As with all my investments, the main three decision drivers are:
1) Would I want to spend time at the property myself?
This question is easy to answer. Watch the video at the start of this post and you’ll have the answer.
2) Is it reasonable to expect a 10% return on investment?
I believe so, based on the macro-economical trends and the development of the airport, combined with the prices that are being charged in Boracay.
3) Can I do short term rentals legally for the next 10 years?
In April 2017 I decided to go ahead with the purchase of the unit. The price ($109,000) for 40m2 sounds like a lot, at $2,725 per m2. However, the numbers made sense from a rental perspective. The resort was scheduled for a soft opening in August 2017.
However, it didn’t take long for the developer to push this date forward. In July I was notified that due to heavy rains progress had been very slow and that the date for the soft opening was pushed forward to November 2017. And then to December, and finally to April 17th 2018.
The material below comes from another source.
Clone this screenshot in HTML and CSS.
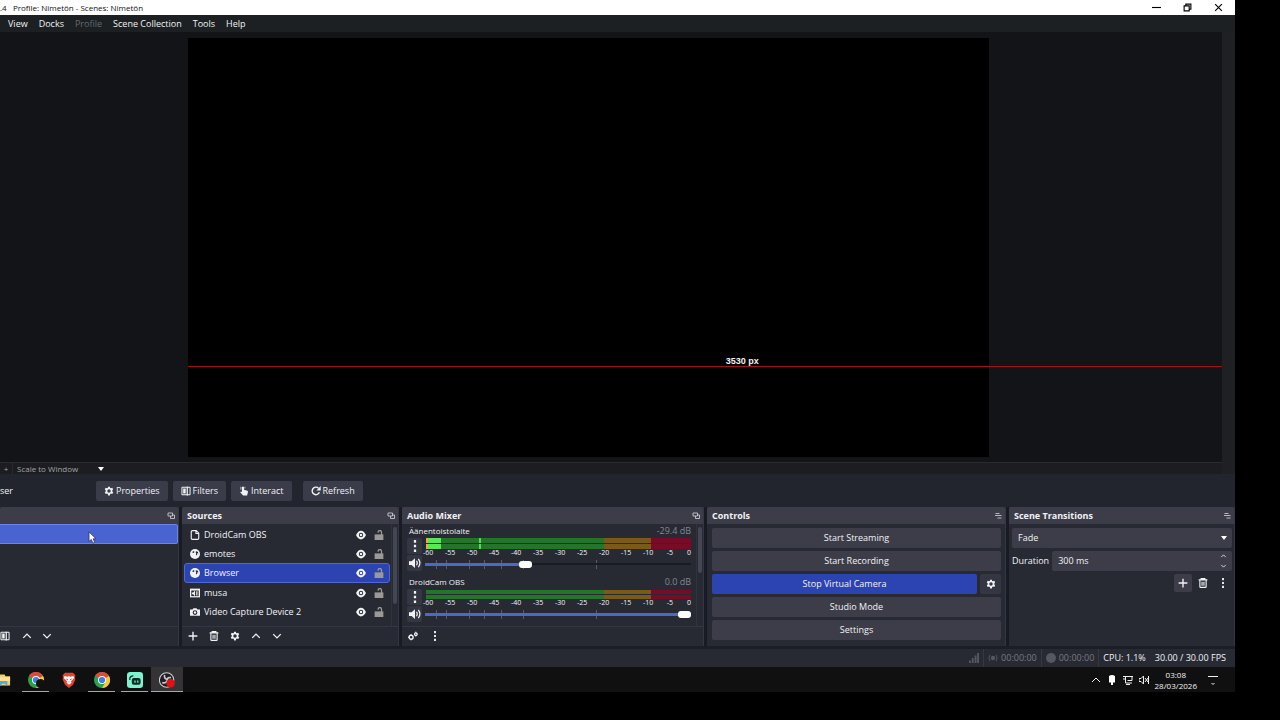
FILE: index.html
```html
<!DOCTYPE html>
<html lang="en">
<head>
<meta charset="utf-8">
<title>OBS Studio</title>
<link rel="stylesheet" href="styles.css">
</head>
<body>
<svg class="defs" aria-hidden="true">
  <symbol id="gear" viewBox="0 0 16 16"><path fill-rule="evenodd" fill="currentColor" d="M6.6 1h2.8l.5 2 1.2.6 2-.8 1.6 2.4-1.4 1.6v1.9l1.4 1.6-1.6 2.6-2-.8-1.3.7-.5 2.2H6.6l-.5-2.2-1.2-.7-2 .8-1.7-2.6 1.5-1.6V6.8L1.2 5.2l1.7-2.4 2 .8L6.1 3zM8 5.2a2.7 2.7 0 1 0 0 5.5 2.7 2.7 0 0 0 0-5.5z"/></symbol>
  <symbol id="filter" viewBox="0 0 16 16"><path fill="none" stroke="currentColor" stroke-width="1.6" d="M1.5 2h13v12h-13z"/><path fill="currentColor" d="M3.5 4h4v8h-4zM9 1h2v14H9z"/></symbol>
  <symbol id="hand" viewBox="0 0 16 16"><path fill="currentColor" d="M4.5 1.8Q6.2 0 8 1.8V6l5.5 1.6q1 .5.8 1.8L13 15H6.5L2 9.8l1-1.2 1.8 1zM2.5 1h1v5h-1zM9 1h1v3H9z"/></symbol>
  <symbol id="refresh" viewBox="0 0 16 16"><path fill="none" stroke="currentColor" stroke-width="2.2" d="M13.5 10A6 6 0 1 1 12 3.5"/><path fill="currentColor" d="M15.5 0v7H8.8z"/></symbol>
  <symbol id="float" viewBox="0 0 16 16"><path fill="none" stroke="currentColor" stroke-width="1.6" d="M2 2h9v6H2zM7 8v5h8V6h-4"/></symbol>
  <symbol id="float2" viewBox="0 0 16 16"><path fill="none" stroke="currentColor" stroke-width="1.6" d="M3 3h8M2 7h13M7 12h8"/></symbol>
  <symbol id="up" viewBox="0 0 16 16"><path fill="none" stroke="currentColor" stroke-width="2.2" d="M2 11l6-6 6 6"/></symbol>
  <symbol id="down" viewBox="0 0 16 16"><path fill="none" stroke="currentColor" stroke-width="2.2" d="M2 5l6 6 6-6"/></symbol>
  <symbol id="plus" viewBox="0 0 16 16"><path stroke="currentColor" stroke-width="2.2" d="M8 1v14M1 8h14"/></symbol>
  <symbol id="trash" viewBox="0 0 16 16"><path fill="none" stroke="currentColor" stroke-width="1.8" d="M1 3h14M5 3V1h6v2M3 3v11q0 1 1 1h8q1 0 1-1V3M6.5 6v6.500M9.500 6v6.500"/></symbol>
  <symbol id="dots" viewBox="0 0 16 16"><path fill="currentColor" d="M6.500 0h3v3.500h-3zM6.500 6.200h3v3.500h-3zM6.500 12.500h3V16h-3z"/></symbol>
  <symbol id="gears" viewBox="0 0 16 16"><circle cx="5" cy="10" r="3.200" fill="none" stroke="currentColor" stroke-width="2.200"/><circle cx="12.500" cy="5" r="2" fill="none" stroke="currentColor" stroke-width="2"/><path stroke="currentColor" stroke-width="1.500" d="M0 10h2M5 5v2M5 13v2M12.500 1v2M12.500 7v2M15 5h1"/></symbol>
  <symbol id="page" viewBox="0 0 16 16"><path fill="none" stroke="currentColor" stroke-width="1.800" d="M4 1h6l4 4v8q0 2-2 2H4q-2 0-2-2V3q0-2 2-2zM9.500 1.500v4h4"/></symbol>
  <symbol id="globe" viewBox="0 0 16 16"><circle cx="8" cy="8" r="8" fill="currentColor"/><path fill="#272a33" d="M4 4.500l2.500-1.500.5 2-1.500 1.500-1.500-.5zM9.500 3.500l3 1 1 2.500-1.500-.5-.7 3-1.300 1-.5-2.500.5-1.500-1-1z"/></symbol>
  <symbol id="media" viewBox="0 0 16 16"><path fill="currentColor" d="M0 1h16v14H0z"/><path fill="#272a33" d="M2 4h12v9H2z"/><path fill="currentColor" d="M3 7h2l3-3v9L5 10H3zM9.500 5h1.300v7H9.500zM12 5h1v7h-1z"/></symbol>
  <symbol id="camera" viewBox="0 0 16 16"><path fill="currentColor" fill-rule="evenodd" d="M0 4h4l1.500-2h5L12 4h4v10H0zM8 5a3.800 3.800 0 1 0 0 7.600A3.800 3.800 0 0 0 8 5z"/><circle cx="8" cy="8.800" r="1.900" fill="currentColor"/></symbol>
  <symbol id="eye" viewBox="0 0 16 16"><path fill="currentColor" fill-rule="evenodd" d="M0 8Q3.500 1 8 1T16 8q-3.500 7-8 7T0 8zm8-3.500a3.500 3.500 0 1 0 0 7 3.500 3.500 0 0 0 0-7z"/><circle cx="8" cy="8" r="2" fill="currentColor"/></symbol>
  <symbol id="lock" viewBox="0 0 16 16"><path fill="currentColor" d="M1 7h14v9H1z"/><path fill="none" stroke="currentColor" stroke-width="2" d="M12 8V3.500a2.700 2.700 0 0 0-5.400 0v1"/></symbol>
  <symbol id="speaker" viewBox="0 0 16 16"><path fill="currentColor" d="M0 5.500h3.500L8 1.500v13L3.500 10.500H0z"/><path fill="none" stroke="currentColor" stroke-width="1.700" d="M10 5q2 3 0 6M12.500 2.500q4 5.500 0 11"/></symbol>
  <symbol id="chrome" viewBox="0 0 20 20"><circle cx="10" cy="10" r="10" fill="#2da04c"/><path fill="#e0483a" d="M10 10L1.300 5A10 10 0 0 1 18.700 5z"/><path fill="#f7ca33" d="M10 10l8.700-5A10 10 0 0 1 10 20l3.500-6z"/><circle cx="10" cy="10" r="5" fill="#fff"/><circle cx="10" cy="10" r="3.900" fill="#3e7fe0"/></symbol>
</svg>

<main class="desktop">
  <header class="titlebar">
    <span>.4 &nbsp; Profile: Nimetön - Scenes: Nimetön</span>
    <div class="winbtns">
      <button aria-label="Minimize"><svg viewBox="0 0 8 8"><path d="M0 4h8"/></svg></button>
      <button aria-label="Restore"><svg viewBox="0 0 8 8"><path d="M1 2.500h4.500v4.500H1zM2.500 2.500V1H7v4.500H5.500"/></svg></button>
      <button aria-label="Close"><svg viewBox="0 0 8 8"><path d="M1 1l6 6M7 1L1 7"/></svg></button>
    </div>
  </header>
  <nav class="menu">
    <button>View</button><button>Docks</button><button disabled>Profile</button><button>Scene Collection</button><button>Tools</button><button>Help</button>
  </nav>

  <section class="preview">
    <div class="stage">
      <div class="canvas"></div>
      <div class="guide"><span>3530 px</span></div>
    </div>
  </section>
  <div class="scalebar"><button class="zoomin" aria-label="Zoom in">+</button><button class="scale">Scale to Window<i class="caret"></i></button></div>

  <div class="context">
    <span class="srcname">ser</span>
    <button><svg><use href="#gear"/></svg>Properties</button>
    <button><svg><use href="#filter"/></svg>Filters</button>
    <button><svg><use href="#hand"/></svg>Interact</button>
    <button class="apart"><svg><use href="#refresh"/></svg>Refresh</button>
  </div>

  <div class="docks">
    <section class="dock">
      <h2><span></span><svg><use href="#float"/></svg></h2>
      <div class="body scenes">
        <button class="scene" aria-label="Current scene"></button>
        <svg class="cursor" viewBox="0 0 10 15"><path fill="#fff" stroke="#1b2350" stroke-width=".8" d="M1 1v11l2.600-2.300L5.500 14l2-1-1.800-4H9z"/></svg>
      </div>
      <footer class="tools">
        <button aria-label="Filters"><svg><use href="#filter"/></svg></button><button aria-label="Up"><svg><use href="#up"/></svg></button><button aria-label="Down"><svg><use href="#down"/></svg></button>
      </footer>
    </section>

    <section class="dock">
      <h2><span>Sources</span><svg><use href="#float"/></svg></h2>
      <div class="body scroll">
        <ul class="sources">
          <li><svg><use href="#page"/></svg><span>DroidCam OBS</span><svg><use href="#eye"/></svg><svg class="lock"><use href="#lock"/></svg></li>
          <li><svg><use href="#globe"/></svg><span>emotes</span><svg><use href="#eye"/></svg><svg class="lock"><use href="#lock"/></svg></li>
          <li class="sel"><svg><use href="#globe"/></svg><span>Browser</span><svg><use href="#eye"/></svg><svg class="lock"><use href="#lock"/></svg></li>
          <li><svg><use href="#media"/></svg><span>musa</span><svg><use href="#eye"/></svg><svg class="lock"><use href="#lock"/></svg></li>
          <li><svg><use href="#camera"/></svg><span>Video Capture Device 2</span><svg><use href="#eye"/></svg><svg class="lock"><use href="#lock"/></svg></li>
        </ul>
        <div class="bar"><i class="thumb long"></i></div>
      </div>
      <footer class="tools src">
        <button aria-label="Add"><svg><use href="#plus"/></svg></button><button aria-label="Remove"><svg><use href="#trash"/></svg></button><button aria-label="Properties"><svg><use href="#gear"/></svg></button><button aria-label="Up"><svg><use href="#up"/></svg></button><button aria-label="Down"><svg><use href="#down"/></svg></button>
      </footer>
    </section>

    <section class="dock">
      <h2><span>Audio Mixer</span><svg><use href="#float"/></svg></h2>
      <div class="body scroll">
        <div class="channels">
          <div class="channel">
            <div class="chhead"><label for="v1">Äänentoistolaite</label><span>-29.4 dB</span></div>
            <div class="chbody">
              <div class="chbtns"><button aria-label="Options"><svg><use href="#dots"/></svg></button><button aria-label="Mute"><svg><use href="#speaker"/></svg></button></div>
              <div class="levels">
                <div class="meter live"><i></i><i></i></div>
                <div class="marks"><span>-60</span><span>-55</span><span>-50</span><span>-45</span><span>-40</span><span>-35</span><span>-30</span><span>-25</span><span>-20</span><span>-15</span><span>-10</span><span>-5</span><span>0</span></div>
                <input class="vol v1" id="v1" type="range" min="0" max="100" value="37">
              </div>
            </div>
          </div>
          <div class="channel">
            <div class="chhead"><label for="v2">DroidCam OBS</label><span>0.0 dB</span></div>
            <div class="chbody">
              <div class="chbtns"><button aria-label="Options"><svg><use href="#dots"/></svg></button><button aria-label="Mute"><svg><use href="#speaker"/></svg></button></div>
              <div class="levels">
                <div class="meter"><i></i><i></i></div>
                <div class="marks"><span>-60</span><span>-55</span><span>-50</span><span>-45</span><span>-40</span><span>-35</span><span>-30</span><span>-25</span><span>-20</span><span>-15</span><span>-10</span><span>-5</span><span>0</span></div>
                <input class="vol v2" id="v2" type="range" min="0" max="100" value="100">
              </div>
            </div>
          </div>
        </div>
        <div class="bar"><i class="thumb"></i></div>
      </div>
      <footer class="tools mix">
        <button aria-label="Advanced audio"><svg><use href="#gears"/></svg></button><button aria-label="More"><svg><use href="#dots"/></svg></button>
      </footer>
    </section>

    <section class="dock">
      <h2><span>Controls</span><svg><use href="#float2"/></svg></h2>
      <div class="body controls">
        <button>Start Streaming</button>
        <button>Start Recording</button>
        <div class="vcam"><button class="on">Stop Virtual Camera</button><button aria-label="Camera settings"><svg><use href="#gear"/></svg></button></div>
        <button>Studio Mode</button>
        <button>Settings</button>
      </div>
    </section>

    <section class="dock">
      <h2><span>Scene Transitions</span><svg><use href="#float2"/></svg></h2>
      <div class="body trans">
        <div class="field"><select aria-label="Transition"><option>Fade</option></select><i class="caret"></i></div>
        <div class="duration"><label for="dur">Duration</label>
          <div class="field"><input id="dur" type="text" value="300 ms"><span class="spin"><svg><use href="#up"/></svg><svg><use href="#down"/></svg></span></div>
        </div>
        <div class="tbtns"><button class="add" aria-label="Add"><svg><use href="#plus"/></svg></button><button aria-label="Remove"><svg><use href="#trash"/></svg></button><button aria-label="More"><svg><use href="#dots"/></svg></button></div>
      </div>
    </section>
  </div>

  <div class="status">
    <span class="dim"><svg viewBox="0 0 16 16"><path fill="currentColor" d="M0 12h3v4H0zM4.500 8h3v8h-3zM9 4h3v12H9zM13 0h3v16h-3z"/></svg></span>
    <span class="dim sep"><svg viewBox="0 0 16 16"><circle cx="8" cy="8" r="3.500" fill="currentColor"/><path fill="none" stroke="currentColor" stroke-width="1.500" d="M3 3q-3 5 0 10M13 3q3 5 0 10"/></svg>00:00:00</span>
    <span class="dim sep"><svg viewBox="0 0 16 16"><circle cx="8" cy="8" r="8" fill="currentColor"/></svg>00:00:00</span>
    <span class="sep">CPU: 1.1%</span>
    <span class="fps">30.00 / 30.00 FPS</span>
  </div>

  <div class="taskbar">
    <div class="apps">
      <button class="files" aria-label="File Explorer"><svg viewBox="0 0 12 16"><path fill="#f4cf69" d="M0 2h5l1 2h5v10H0z"/><path fill="#fbe49a" d="M0 5h11v4H0z"/><path fill="#5aa6e0" d="M0 9h8v5H6v-2H2v2H0z"/></svg></button>
      <button class="open" aria-label="Chrome profile"><svg><use href="#chrome"/></svg><i class="avatar"></i></button>
      <button aria-label="Brave"><svg viewBox="0 0 20 20"><path fill="#e5442c" d="M5 1h10l3 3-.5 3 .5 2-3 7-5 4-5-4-3-7 .5-2L2 4z"/><path fill="#fff" d="M4.500 5l4 .8L10 5l1.500.8 4-.8 1 2.500-4 4 .5 2L10 16l-3-2.500.5-2-4-4z"/><path fill="#e5442c" d="M6 8l3 1-1 1.500zM14 8l-3 1 1 1.500zM9 12h2l-1 1.500z"/></svg></button>
      <button class="open" aria-label="Chrome"><svg><use href="#chrome"/></svg></button>
      <button class="open" aria-label="Streamlabs"><svg viewBox="0 0 20 20"><rect width="20" height="20" rx="4" fill="#7cf5cf"/><rect x="6" y="7.500" width="11" height="8.500" rx="2.500" fill="#0c2a26"/><path fill="none" stroke="#0c2a26" stroke-width="1.500" d="M3.500 10V8.500Q3.500 5 8 4.800"/><path stroke="#7cf5cf" stroke-width="1.500" d="M10 10.500v3M13.500 10.500v3"/></svg></button>
      <button class="open active" aria-label="OBS Studio"><svg viewBox="0 0 20 20"><circle cx="9.500" cy="10" r="9" fill="#202024" stroke="#cfcfd2" stroke-width="1.300"/><path fill="none" stroke="#c8c8cc" stroke-width="2" d="M7 3.500q-1 4.500 3 5.500M4 13q5 2 6.500-3M15 7q-4-1-5 3"/><circle cx="14.500" cy="14" r="5.300" fill="#e01212"/></svg></button>
    </div>
    <div class="tray">
      <svg viewBox="0 0 10 10"><path d="M1 7l4-4 4 4"/></svg>
      <svg viewBox="0 0 10 10"><path fill="#fff" stroke="none" d="M2 1Q5-1 8 1v6.500H6V10H4V7.500H2z"/></svg>
      <svg viewBox="0 0 10 10"><path d="M0 1.500h10M2.500 1.500v6.500H9M0 4h2.500M4.500 5.500H9V1.500M3 9.500h4"/></svg>
      <svg viewBox="0 0 10 10"><path d="M0 3.500h2L4.500 1v8L2 6.500H0zM6 3l3 4M9 3L6 7M9.500 1v8"/></svg>
      <time>03:08<br>28/03/2026</time>
      <svg viewBox="0 0 10 10"><path d="M0 1.500h10M3.500 8L5 9.500 6.500 8"/></svg>
    </div>
  </div>
</main>
</body>
</html>
```
FILE: styles.css
```css
* { box-sizing: border-box; }
body {
  margin: 0;
  background: #000;
  color: #f2f2f5;
  font: 9px/12px "Open Sans", "Noto Sans", sans-serif;
}
button, input, select { font: inherit; color: inherit; border: 0; margin: 0; padding: 0; background: none; }
svg { display: block; flex: none; width: 10px; height: 10px; }
.defs { position: absolute; width: 0; height: 0; }

.desktop {
  display: flex;
  flex-direction: column;
  min-height: 100vh;
  padding: 0 45px 28px 0;
  overflow: hidden;
}

.titlebar { display: flex; justify-content: space-between; align-items: center; height: 15px; background: #fff; color: #111; font-size: 8px; }
.winbtns { display: flex; gap: 22px; padding-right: 12px; }
.winbtns svg { width: 9px; height: 9px; fill: none; stroke: #000; stroke-width: 1; }

.menu { display: flex; gap: 11px; height: 17px; padding-left: 8px; background: #1c2023; }
.menu button:disabled { color: #66686e; }

.preview { display: flex; flex: 1; min-height: 300px; padding-right: 13px; background: #1e2024; }
.stage {
  position: relative;
  display: grid;
  grid-template-columns: 188fr 801fr 233fr;
  flex: 1;
  padding: 6px 0 5px;
  background: #131418;
}
.canvas { grid-column: 2; background: #000; }
.guide { position: absolute; left: 15.4%; right: 0; top: 334px; height: 1px; background: #a01418; }
.guide span { position: absolute; left: 52%; bottom: 1px; font: bold 9px/10px "Liberation Sans", sans-serif; white-space: nowrap; }

.scalebar { display: flex; height: 12px; margin-right: 13px; border-top: 1px solid #292b30; background: #1b1d21; box-shadow: 13px 0 #1e2024; color: #a2a4aa; font-size: 8px; line-height: 10px; }
.zoomin { width: 13px; border-right: 1px solid #292b30; }
.scale { display: flex; align-items: center; justify-content: space-between; width: 91px; padding-left: 4px; }
.caret { width: 0; height: 0; border: 3px solid transparent; border-top: 4px solid #fff; border-bottom: 0; }

.context { display: flex; align-items: center; gap: 5px; height: 33px; background: #22252e; }
.srcname { width: 91px; }
.context button {
  display: flex;
  align-items: center;
  gap: 2px;
  height: 20px;
  padding: 0 8px;
  border-radius: 2px;
  background: #3a3c49;
}
.context .apart { margin-left: 6px; }

.docks {
  display: grid;
  grid-template-columns: 179fr 217fr 302fr 299fr 226fr;
  gap: 3px;
  height: 139px;
  background: #191b24;
}
.dock { display: flex; flex-direction: column; min-width: 0; background: #272a33; border-right: 1px solid #343743; }
.dock h2 {
  display: flex;
  justify-content: space-between;
  align-items: center;
  height: 17px;
  margin: 0;
  padding: 0 3px 0 5px;
  border-radius: 2px 2px 0 0;
  background: #3c3d49;
  font-size: 9px;
  font-weight: 700;
}
.dock h2 svg { width: 8px; height: 8px; color: #d8d8de; }
.body { position: relative; flex: 1; min-height: 0; }
.tools { display: flex; align-items: center; gap: 10px; height: 21px; padding-bottom: 3px; border-top: 1px solid #343743; }
.scenes + .tools button:first-child { margin-right: 2px; }
.tools.src { gap: 11px; padding-left: 6px; }
.tools.mix { gap: 12px; padding-left: 6px; }

.scene { display: block; width: 100%; height: 20px; border: 1px solid #6c84ea; border-left: 0; border-radius: 0 2px 2px 0; background: #4964d0; }
.cursor { position: absolute; left: 88px; top: 7px; width: 9px; height: 13px; }

.scroll { display: flex; overflow: hidden; }
.bar { width: 7px; padding: 3px 2px 0 1px; border-left: 1px solid #30333d; }
.thumb { display: block; width: 4px; height: 46px; border-radius: 2px; background: #434653; }
.thumb.long { height: 77px; }

.sources { flex: 1; margin: 0; padding: 1px 1px 0 2px; list-style: none; }
.sources li { display: flex; align-items: center; gap: 8px; height: 19px; padding: 0 5px; border: 1px solid transparent; }
.sources li.sel { height: 20px; border-color: #5068d0; border-radius: 3px; background: #2c44b2; }
.sources span { flex: 1; margin-left: -4px; white-space: nowrap; }
.sources .lock { color: #9b9996; }

.channels { flex: 1; padding: 0 1px 0 5px; }
.channel { height: 51px; }
.chhead { display: flex; justify-content: space-between; padding: 0 4px 0 2px; font-size: 8px; line-height: 14px; }
.chhead span { color: #85878f; font-size: 9px; }
.chbody { display: flex; gap: 3px; }
.chbtns { display: flex; flex-direction: column; gap: 1px; }
.chbtns button { display: grid; place-items: center; width: 15px; height: 16px; border-radius: 2px; background: #343742; }
.chbtns button svg { width: 12px; height: 12px; }
.levels { flex: 1; min-width: 0; padding-right: 4px; }
.meter { display: grid; gap: 1px; margin-left: 1px; padding-top: 1px; }
.meter i { height: 4px; background: linear-gradient(90deg, #24752a 67%, #7a5a18 67% 85%, #780c28 85%); }
.live { padding-top: 0; }
.live i {
  height: 5px;
  background:
    linear-gradient(#e0b050, #e0b050) 0 0 / 2px 100% no-repeat,
    linear-gradient(#58e858, #58e858) 2px 0 / 13px 100% no-repeat,
    linear-gradient(#50e050, #50e050) 53px 0 / 2px 100% no-repeat,
    linear-gradient(90deg, #24752a 67%, #7a5a18 67% 85%, #780c28 85%);
}
.marks { display: flex; justify-content: space-between; height: 8px; margin-left: -2px; font-size: 7px; line-height: 8px; }
.marks span { display: flex; justify-content: center; width: 10px; }
.marks span:last-child { justify-content: flex-end; width: 4px; }
.vol {
  appearance: none;
  display: block;
  width: 100%;
  height: 14px;
  background:
    linear-gradient(#4d69c4, #4d69c4) 0 6px / var(--fill) 3px no-repeat,
    linear-gradient(#191b24, #191b24) 0 6px / 100% 2px no-repeat,
    linear-gradient(90deg, transparent 11px, #555b70 11px 12px, transparent 12px 21px, #555b70 21px 22px, transparent 22px 44px, #555b70 44px 45px, transparent 45px 59px, #555b70 59px 60px, transparent 60px 76px, #555b70 76px 77px, transparent 77px 98px, #555b70 98px 99px, transparent 99px 171px, #555b70 171px 172px, transparent 172px) 0 3px / 100% 9px no-repeat;
}
.vol::-webkit-slider-thumb { appearance: none; width: 13px; height: 7px; margin-top: 1px; border-radius: 3px; background: #fff; }
.v1 { --fill: 37%; }
.v2 { --fill: 100%; }

.controls { display: flex; flex-direction: column; gap: 3px; padding: 4px 4px 0 5px; }
.controls button { height: 20px; flex: none; border-radius: 2px; background: #3c3d49; }
.vcam { display: flex; gap: 3px; }
.controls .vcam .on { flex: 1; background: #2c44b2; }
.vcam button:last-child { display: grid; place-items: center; width: 21px; background: #343641; }

.trans { display: flex; flex-direction: column; gap: 3px; padding: 4px 2px 0 3px; }
.field { position: relative; flex: 1; display: flex; align-items: center; height: 20px; padding: 0 5px 0 6px; border-radius: 2px; background: #3c3d49; }
.trans > .field { flex: none; }
.field select, .field input { appearance: none; flex: 1; width: 100%; min-width: 0; }
.duration { display: flex; align-items: center; gap: 3px; }
.spin { display: grid; gap: 4px; }
.spin svg { width: 7px; height: 6px; }
.tbtns { display: flex; justify-content: flex-end; gap: 2px; }
.tbtns button { display: grid; place-items: center; width: 18px; height: 18px; border-radius: 2px; }
.tbtns .add { background: #3c3d49; }

.status { display: flex; justify-content: flex-end; align-items: center; height: 21px; padding-right: 9px; border-top: 3px solid #1c1e27; background: #272a33; }
.status span { display: flex; align-items: center; gap: 3px; height: 18px; padding: 0 4px; white-space: nowrap; }
.status .sep { border-left: 1px solid #363944; }
.status .dim { color: #777a82; }
.status .dim svg { color: #555861; }
.status .fps { padding: 0 0 0 5px; }

.taskbar { display: flex; justify-content: space-between; height: 25px; background: #101011; }
.apps { display: flex; gap: 6px; }
.apps button { position: relative; display: grid; place-items: center; width: 27px; padding-top: 1px; border-bottom: 1px solid transparent; }
.apps svg { width: 16px; height: 16px; }
.apps .files { width: 11px; margin-right: 5px; }
.apps .files svg { width: 11px; }
.apps .open { border-color: #7eb4dc; }
.apps .active { width: 32px; margin-left: -3px; background: #343436; }
.avatar { position: absolute; right: 4px; bottom: 3px; width: 9px; height: 9px; border-radius: 50%; background: #14100e; }
.tray { display: flex; align-items: center; gap: 6px; padding-right: 17px; }
.tray svg { fill: none; stroke: #f0f0f0; stroke-width: 1; }
.tray time { margin-right: 5px; text-align: center; font-size: 8px; line-height: 11px; }
```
The delays were blamed on the contractor, although admittedly there were circumstances that were out of their control. I witnessed this myself when I visited Boracay in December 2017. Other than kite-surfing, the reason for my visit was to visit the construction site. However, due to stormy weather, boats were not allowed to leave the harbor. The rainfall was so intense that the whole island of Boracay flooded. Water levels were knee-high on most of the streets.
The developer emphasised that the delays wouldn’t affect the 10% guaranteed returns for the investors, that the cost of the delays would be on account of the developer.
Not long after the development was hit with another blow. In April 2018, the Philippine government decided to shut down Boracay for six months, causing all airlines to cancel their flights. This meant no cargo transport to the island. All materials had to be shipped in by small boats as a result. Fortunately the island was re-opened in October 2018.
The resort has finally opened it doors!
The first reviews came in through Tripadvisor and people seem to love the resort.